The latest incident involving an officer who killed a Black man after accidentally drawing her gun instead of a Taser is drawing comparison to the 2009 shooting of 22-year-old Oscar Grant.

Daunte Wright was shot and killed by former officer Kim Potter in Brooklyn Center, Minnesota. Wright's mother, Katie, said her son called during the encounter, saying he was being pulled over for air fresheners hanging from his rearview mirror. The officer was heard yelling "Taser! Taser! Taser!" before firing a handgun and screaming "Holy s**t! I shot him." 

According to the Baltimore Sun, former officer Johannes Mehserle testified with a similar explanation in the killing of Grant. The officer said he mistakenly pulled his .40-caliber handgun while reaching for his stun gun at a train station in Oakland, California, fearing that the young man had a weapon. 

Mehserle, who shot the 22-year-old as he lay face down, was convicted of involuntary manslaughter and sentenced to only two years in prison. The police department was also forced to pay $2.8 million to Grant’s daughter and her mother.

As Blavity previously reported, Grant's death was one of the first police shootings caught on cellphone video. Despite video of the incident which showed the young man being shot in the back, a judge ruled that the officer should be released early for good conduct

Other cases are being compared to the shooting of 20-year-old Wright, who died shortly after the officer shot him during a traffic stop over the weekend.

Another similar encounter took place in Tulsa, Oklahoma in 2015 when Robert Bates shot his firearm instead of his stun gun, killing Eric Harris, an unarmed Black man who was being held down by other officers.

“This has happened a number of times around the country. You must believe me, it can happen to anyone,” Bates, who was convicted of second-degree manslaughter and sentenced to four years in prison, said.

Julia Crews, a suburban St. Louis police officer, gave the same explanation in 2019 after shooting Ashley Hall, a suspected shoplifter who suffered serious injuries.

Experts said such types of cases probably happen less than once a year nationwide. A 2012 article, published in the monthly law journal of Americans for Effective Law Enforcement, looked at encounters dating back to 2001 and documented nine cases in which officers accidentally shot their firearm instead of a stun gun.

Geoffrey Alpert, a criminology professor at the University of South Carolina, said officers make the mistake because their stun guns typically look and feel like a firearm.

St. Paul, Minnesota Mayor Melvin Carter raised the same concern.

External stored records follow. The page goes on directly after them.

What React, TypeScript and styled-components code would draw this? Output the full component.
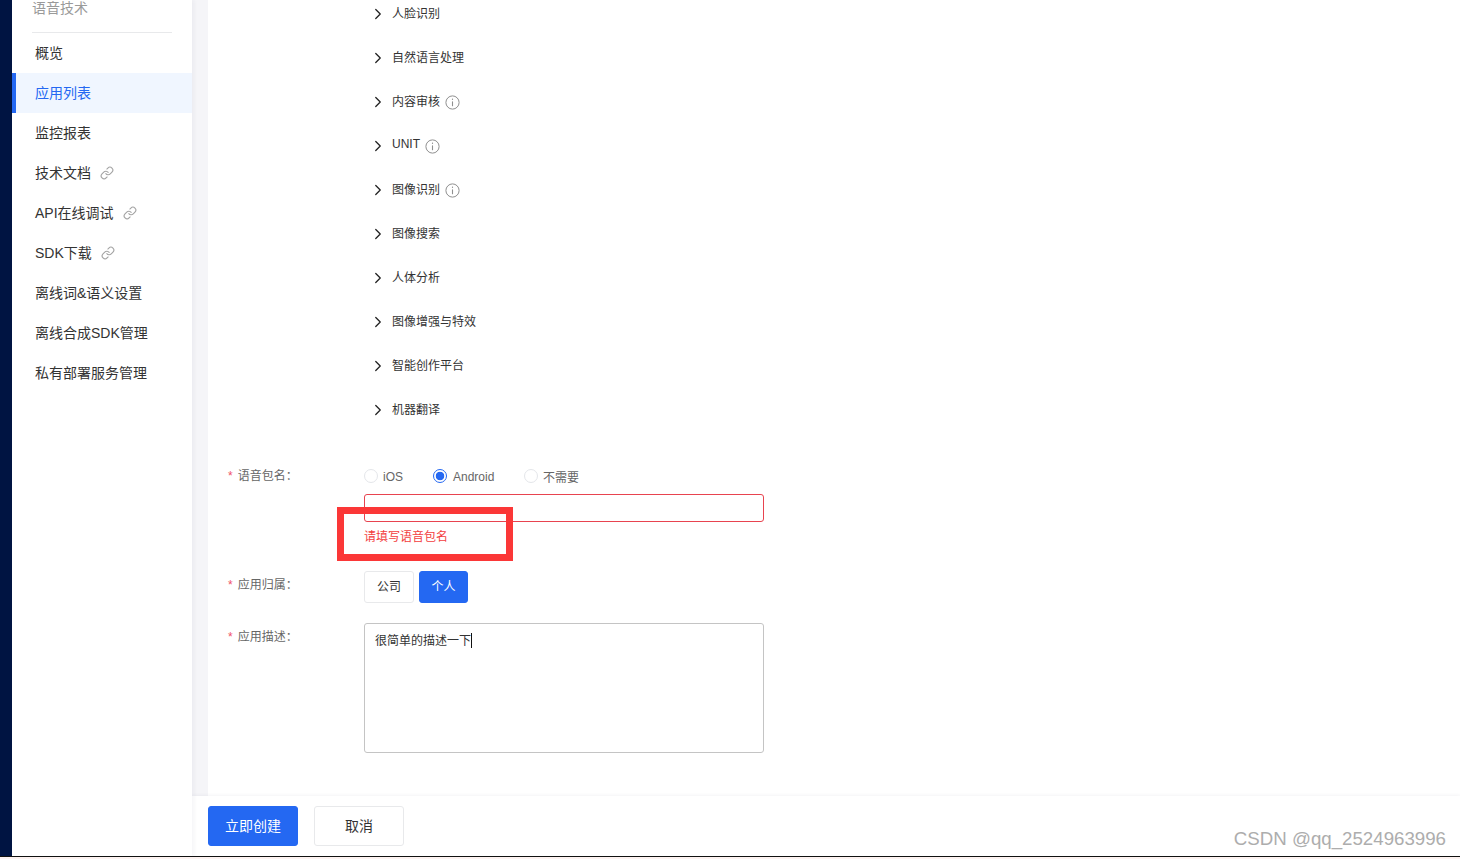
import React from "react";
import styled, { createGlobalStyle } from "styled-components";
import { ChevronRight, Link as LinkIcon } from "lucide-react";

const Global = createGlobalStyle`
  html, body { margin: 0; padding: 0; background: #fff; overflow: hidden; }
  * { box-sizing: border-box; }
  body { font-family: "Liberation Sans", "Noto Sans CJK SC", sans-serif; }
`;

const Page = styled.div`
  width: 1460px;
  height: 859px;
  display: flex;
  flex-direction: column;
  position: relative;
  overflow: hidden;
  background: #fdf3f1;
`;
const Frame = styled.div`
  height: 857px;
  display: flex;
  border-bottom: 1px solid #111;
  background: #fff;
  overflow: hidden;
`;
const Rail = styled.div`
  width: 12px;
  flex: none;
  background: #001442;
`;
const Sidebar = styled.aside`
  width: 180px;
  flex: none;
  background: #fff;
  position: relative;
  z-index: 1;
  box-shadow: 2px 0 4px rgba(30, 40, 70, 0.05);
`;
const SideHeader = styled.div`
  margin: 0 20px;
  height: 33px;
  border-bottom: 1px solid #e8e9eb;
  font-size: 14px;
  line-height: 16px;
  color: #9a9a9a;
`;
const SideItem = styled.div<{ $active?: boolean }>`
  height: 40px;
  display: flex;
  align-items: center;
  gap: 9px;
  padding-left: ${(p) => (p.$active ? 19 : 23)}px;
  padding-bottom: 2px;
  font-size: 14px;
  color: ${(p) => (p.$active ? "#2468f2" : "#333")};
  background: ${(p) => (p.$active ? "#f0f6ff" : "transparent")};
  border-left: ${(p) => (p.$active ? "4px solid #2468f2" : "none")};
  svg { color: #a3a3a3; margin-top: 2px; }
`;
const Right = styled.div`
  flex: 1;
  display: flex;
  flex-direction: column;
  min-width: 0;
`;
const Body = styled.div`
  flex: 1;
  display: flex;
  min-height: 0;
  background: #f5f5f8;
  padding-left: 16px;
`;
const Main = styled.main`
  flex: 1;
  background: #fff;
  padding-left: 20px;
  overflow: hidden;
`;
const Tree = styled.ul`
  list-style: none;
  margin: -9px 0 0 136px;
  padding: 0;
`;
const TreeRow = styled.li`
  height: 44px;
  display: flex;
  align-items: center;
  padding-bottom: 2px;
  font-size: 12px;
  color: #333;
  svg.chev { margin: 3px 5px 0; color: #222; flex: none; }
  svg.info { margin: 5px 0 0 5px; color: #8f8f8f; flex: none; }
`;
const FormRow = styled.div<{ $top: number }>`
  display: grid;
  grid-template-columns: 136px 400px;
  margin-top: ${(p) => p.$top}px;
`;
const Label = styled.div<{ $h: number }>`
  font-size: 12px;
  line-height: ${(p) => p.$h}px;
  color: #666;
  &::before {
    content: "*";
    color: #f0516a;
    margin-right: 5px;
  }
`;
const Radios = styled.div`
  display: flex;
  align-items: center;
  height: 14px;
  font-size: 12px;
  color: #666;
`;
const RadioItem = styled.label<{ $w: number; $gap?: number }>`
  display: flex;
  align-items: center;
  gap: ${(p) => p.$gap ?? 5}px;
  width: ${(p) => p.$w}px;
`;
const RadioDot = styled.span<{ $on?: boolean }>`
  width: 14px;
  height: 14px;
  border-radius: 50%;
  flex: none;
  border: 1px solid ${(p) => (p.$on ? "#2468f2" : "#e4e6ea")};
  background: ${(p) => (p.$on ? "radial-gradient(circle, #2468f2 0 4px, #fff 4.6px)" : "#fff")};
`;
const OptionText = styled.span<{ $shift?: number }>`
  margin-top: ${(p) => p.$shift ?? 1}px;
`;
const NameInput = styled.div`
  width: 400px;
  height: 28px;
  margin-top: 11px;
  border: 1px solid #e8434f;
  border-radius: 3px;
`;
const ErrorText = styled.div`
  margin-top: 7px;
  font-size: 12px;
  line-height: 16px;
  color: #f33e3e;
`;
const Toggles = styled.div`
  display: flex;
  gap: 5px;
`;
const Toggle = styled.div<{ $on?: boolean; $w: number }>`
  width: ${(p) => p.$w}px;
  height: 32px;
  display: flex;
  align-items: center;
  justify-content: center;
  padding-bottom: 4px;
  font-size: 12px;
  border-radius: 3px;
  color: ${(p) => (p.$on ? "#fff" : "#333")};
  background: ${(p) => (p.$on ? "#2468f2" : "#fff")};
  border: 1px solid ${(p) => (p.$on ? "#2468f2" : "#e8e9eb")};
`;
const TextArea = styled.div`
  width: 400px;
  height: 130px;
  border: 1px solid #c4c4c4;
  border-radius: 3px;
  padding: 9px 10px;
  font-size: 12px;
  line-height: 17px;
  color: #333;
`;
const Caret = styled.span`
  display: inline-block;
  width: 1px;
  height: 15px;
  background: #111;
  vertical-align: -3px;
`;
const Footer = styled.footer`
  height: 60px;
  flex: none;
  display: flex;
  align-items: center;
  gap: 16px;
  padding: 0 0 0 16px;
  background: #fff;
  box-shadow: 0 -1px 3px rgba(30, 40, 70, 0.05);
  position: relative;
`;
const Button = styled.button<{ $primary?: boolean }>`
  width: 90px;
  height: 40px;
  padding: 0 0 2px;
  font: inherit;
  font-size: 14px;
  border-radius: 3px;
  color: ${(p) => (p.$primary ? "#fff" : "#333")};
  background: ${(p) => (p.$primary ? "#2468f2" : "#fff")};
  border: 1px solid ${(p) => (p.$primary ? "#2468f2" : "#e8e9eb")};
`;
const Highlight = styled.div`
  position: absolute;
  left: 337px;
  top: 507px;
  width: 176px;
  height: 54px;
  border: 7px solid #fb3737;
  pointer-events: none;
`;
const Watermark = styled.div`
  position: absolute;
  right: 14px;
  top: 828px;
  font-size: 18.7px;
  line-height: 22px;
  color: #adadad;
`;

const InfoGlyph = () => (
  <svg className="info" width="15" height="15" viewBox="0 0 15 15" fill="none" stroke="currentColor">
    <circle cx="7.5" cy="7.5" r="6.6" strokeWidth="1" />
    <path d="M7.5 6.4V11.2" strokeWidth="1.1" />
    <path d="M7.5 3.6V4.9" strokeWidth="1.1" />
  </svg>
);

const side: { name: string; link?: boolean; active?: boolean }[] = [
  { name: "概览" },
  { name: "应用列表", active: true },
  { name: "监控报表" },
  { name: "技术文档", link: true },
  { name: "API在线调试", link: true },
  { name: "SDK下载", link: true },
  { name: "离线词&语义设置" },
  { name: "离线合成SDK管理" },
  { name: "私有部署服务管理" },
];
const tree: { name: string; info?: boolean }[] = [
  { name: "人脸识别" },
  { name: "自然语言处理" },
  { name: "内容审核", info: true },
  { name: "UNIT", info: true },
  { name: "图像识别", info: true },
  { name: "图像搜索" },
  { name: "人体分析" },
  { name: "图像增强与特效" },
  { name: "智能创作平台" },
  { name: "机器翻译" },
];

export default function App() {
  return (
    <Page>
      <Global />
      <Frame>
        <Rail />
        <Sidebar>
          <SideHeader>语音技术</SideHeader>
          {side.map((s) => (
            <SideItem key={s.name} $active={s.active}>
              {s.name}
              {s.link && <LinkIcon size={14} strokeWidth={1.9} />}
            </SideItem>
          ))}
        </Sidebar>
        <Right>
          <Body>
            <Main>
              <Tree>
                {tree.map((t) => (
                  <TreeRow key={t.name}>
                    <ChevronRight className="chev" size={18} strokeWidth={1.7} />
                    {t.name}
                    {t.info && <InfoGlyph />}
                  </TreeRow>
                ))}
              </Tree>
              <FormRow $top={38}>
                <Label $h={14}>语音包名：</Label>
                <div>
                  <Radios>
                    <RadioItem $w={69}><RadioDot /><OptionText>iOS</OptionText></RadioItem>
                    <RadioItem $w={91} $gap={6}><RadioDot $on /><OptionText>Android</OptionText></RadioItem>
                    <RadioItem $w={70}><RadioDot /><OptionText $shift={0}>不需要</OptionText></RadioItem>
                  </Radios>
                  <NameInput />
                  <ErrorText>请填写语音包名</ErrorText>
                </div>
              </FormRow>
              <FormRow $top={26}>
                <Label $h={28}>应用归属：</Label>
                <Toggles>
                  <Toggle $w={50}>公司</Toggle>
                  <Toggle $w={49} $on>个人</Toggle>
                </Toggles>
              </FormRow>
              <FormRow $top={20}>
                <Label $h={28}>应用描述：</Label>
                <TextArea>很简单的描述一下<Caret /></TextArea>
              </FormRow>
            </Main>
          </Body>
          <Footer>
            <Button $primary>立即创建</Button>
            <Button>取消</Button>
          </Footer>
        </Right>
      </Frame>
      <Highlight />
      <Watermark>CSDN @qq_2524963996</Watermark>
    </Page>
  );
}
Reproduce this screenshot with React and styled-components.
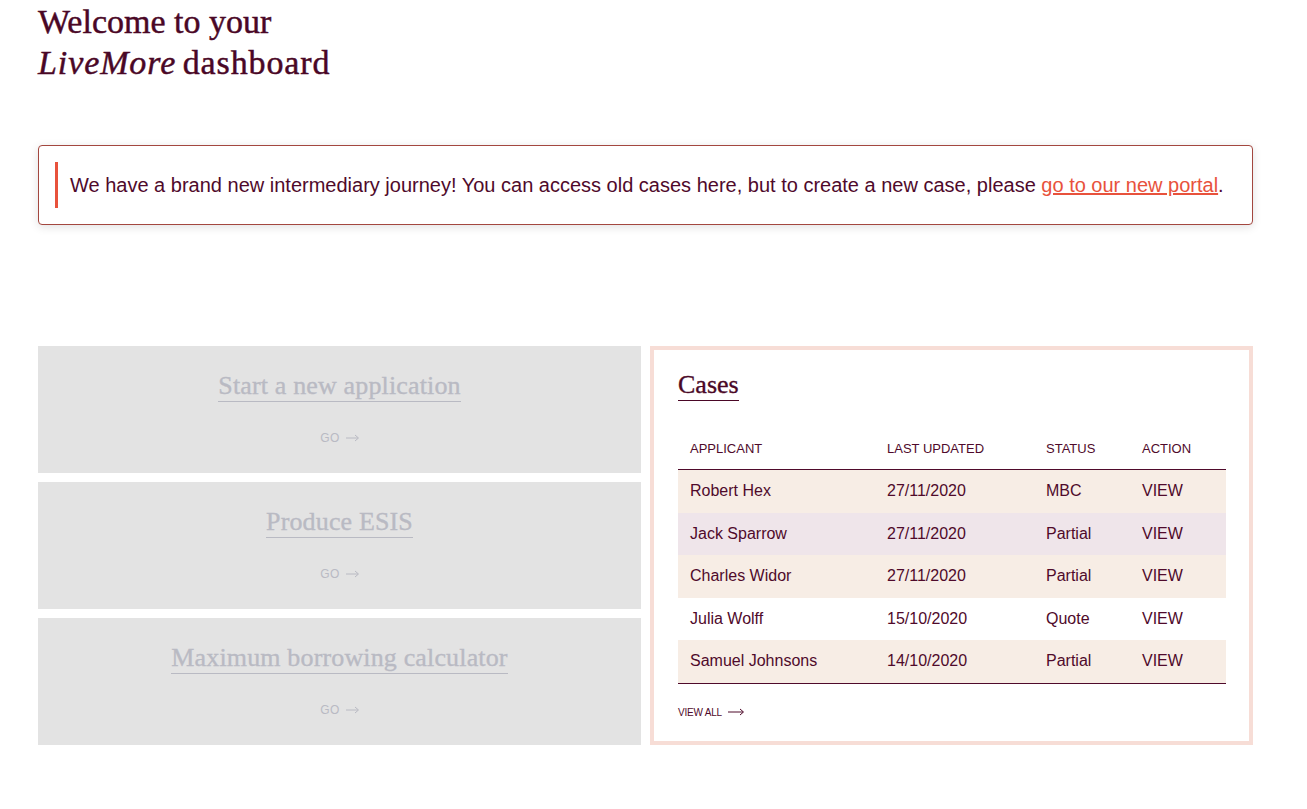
import React from 'react';
import styled, { createGlobalStyle } from 'styled-components';

const GlobalStyle = createGlobalStyle`
  body {
    margin: 0;
    background: #fff;
    font-family: "Liberation Sans", Arial, sans-serif;
    color: #4f0a2b;
  }
`;

const serif = `"Liberation Serif", "Times New Roman", serif`;

const Page = styled.div`
  width: 1215px;
  padding: 0 0 40px 38px;
`;

const Title = styled.h1`
  margin: 0;
  padding-top: 1px;
  font-family: ${serif};
  font-weight: 400;
  font-size: 34px;
  line-height: 41px;
  -webkit-text-stroke: 0.45px #4a0726;
  color: #4a0726;
  em {
    font-style: italic;
    letter-spacing: 0.9px;
    margin-right: -2px;
  }
  span {
    letter-spacing: 0.9px;
  }
`;

const Alert = styled.div`
  margin-top: 62px;
  border: 1px solid #a3473f;
  border-radius: 4px;
  background: #fff;
  box-shadow: 0 2px 10px rgba(0, 0, 0, 0.12);
  padding: 16px;
`;

const AlertInner = styled.div`
  border-left: 3px solid #e8523c;
  padding-left: 12px;
  font-size: 20px;
  line-height: 46px;
  color: #4f0a2b;
  a {
    color: #e8523c;
    text-decoration: underline;
  }
`;

const Grid = styled.div`
  margin-top: 121px;
  display: grid;
  grid-template-columns: 603px 603px;
  column-gap: 9px;
`;

const Stack = styled.div`
  display: flex;
  flex-direction: column;
  gap: 9px;
`;

const ActionCard = styled.div`
  height: 127px;
  box-sizing: border-box;
  background: #e3e3e3;
  display: flex;
  flex-direction: column;
  align-items: center;
  padding-top: 26px;
`;

const CardTitle = styled.span`
  font-family: ${serif};
  font-size: 26px;
  line-height: 28px;
  letter-spacing: 0.15px;
  color: #b9bac3;
  -webkit-text-stroke: 0.35px #b9bac3;
  border-bottom: 1px solid #b9bac3;
  padding-bottom: 1px;
`;

const Go = styled.span`
  margin-top: 29px;
  display: flex;
  align-items: center;
  gap: 6px;
  font-size: 12px;
  color: #b9bac3;
  letter-spacing: 0.3px;
`;

const CasesPanel = styled.div`
  border: 4px solid #f7ddd6;
  padding: 21px 24px 0;
  background: #fff;
`;

const CasesTitle = styled.h2`
  display: inline-block;
  margin: 0;
  font-family: ${serif};
  font-weight: 400;
  font-size: 26px;
  line-height: 28px;
  padding-bottom: 1px;
  -webkit-text-stroke: 0.35px #4a0726;
  border-bottom: 1px solid #4a0726;
  color: #4a0726;
`;

const Table = styled.table`
  margin-top: 28px;
  width: 100%;
  table-layout: fixed;
  border-collapse: collapse;
  border-bottom: 1px solid #4f0a2b;
`;

const Th = styled.th`
  box-sizing: border-box;
  text-align: left;
  font-weight: 400;
  font-size: 13px;
  line-height: 15px;
  padding: 12px 12px 13px;
  text-transform: uppercase;
  color: #4f0a2b;
  border-bottom: 1px solid #4f0a2b;
  width: ${(p) => p.$w}px;
`;

const Tr = styled.tr`
  background: ${(p) => p.$bg};
`;

const Td = styled.td`
  font-size: 16px;
  line-height: 18.5px;
  padding: 12px;
  color: #4f0a2b;
`;

const ViewAll = styled.div`
  margin-top: 23px;
  display: flex;
  align-items: center;
  gap: 6px;
  font-size: 10px;
  color: #4f0a2b;
  letter-spacing: -0.2px;
`;

const Arrow = ({ w = 14, color }) => (
  <svg width={w} height="8" viewBox={`0 0 ${w} 8`} fill="none">
    <line x1="0" y1="4" x2={w - 1} y2="4" stroke={color} strokeWidth="1" />
    <path d={`M${w - 4} 1 L${w - 0.5} 4 L${w - 4} 7`} stroke={color} strokeWidth="1" fill="none" />
  </svg>
);

const cards = ['Start a new application', 'Produce ESIS', 'Maximum borrowing calculator'];

const rows = [
  ['Robert Hex', '27/11/2020', 'MBC', '#f7ede5'],
  ['Jack Sparrow', '27/11/2020', 'Partial', '#efe5ea'],
  ['Charles Widor', '27/11/2020', 'Partial', '#f7ede5'],
  ['Julia Wolff', '15/10/2020', 'Quote', '#ffffff'],
  ['Samuel Johnsons', '14/10/2020', 'Partial', '#f7ede5'],
];

export default function App() {
  return (
    <Page>
      <GlobalStyle />
      <Title>
        Welcome to your
        <br />
        <em>LiveMore</em> <span>dashboard</span>
      </Title>

      <Alert>
        <AlertInner>
          We have a brand new intermediary journey! You can access old cases here, but to create a new case, please{' '}
          <a href="#">go to our new portal</a>.
        </AlertInner>
      </Alert>

      <Grid>
        <Stack>
          {cards.map((c) => (
            <ActionCard key={c}>
              <CardTitle>{c}</CardTitle>
              <Go>
                GO <Arrow w={13} color="#b9bac3" />
              </Go>
            </ActionCard>
          ))}
        </Stack>

        <CasesPanel>
          <CasesTitle>Cases</CasesTitle>
          <Table>
            <thead>
              <tr>
                <Th $w={197}>Applicant</Th>
                <Th $w={159}>Last updated</Th>
                <Th $w={96}>Status</Th>
                <Th $w={96}>Action</Th>
              </tr>
            </thead>
            <tbody>
              {rows.map(([name, date, status, bg]) => (
                <Tr key={name} $bg={bg}>
                  <Td>{name}</Td>
                  <Td>{date}</Td>
                  <Td>{status}</Td>
                  <Td>VIEW</Td>
                </Tr>
              ))}
            </tbody>
          </Table>
          <ViewAll>
            VIEW ALL <Arrow w={16} color="#4f0a2b" />
          </ViewAll>
        </CasesPanel>
      </Grid>
    </Page>
  );
}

“Why do we even have Tasers that operate and function and feel and deploy exactly like a firearm?” Carter questioned during a news conference on Monday. “Why can’t we have Tasers that look and feel different? That you could never mistake for deploying a firearm so that we can ensure that mistake that has happened before can never happen again?”

As Blavity previously reported, Brooklyn Center Police Department Chief Tim Cannon said officers are trained to carry their handguns on their dominant side, while their tasers should be carried on their non-dominant one. 

“As I watched the video and listened to the officers commands, it is my belief that the officer had the intention to deploy their taser, but instead shot Mr. Wright with a single bullet,” Cannon said during a Monday press conference. "This appears to me, from what I viewed, and the officer’s distress and reaction immediately after, that this was an accidental discharge.”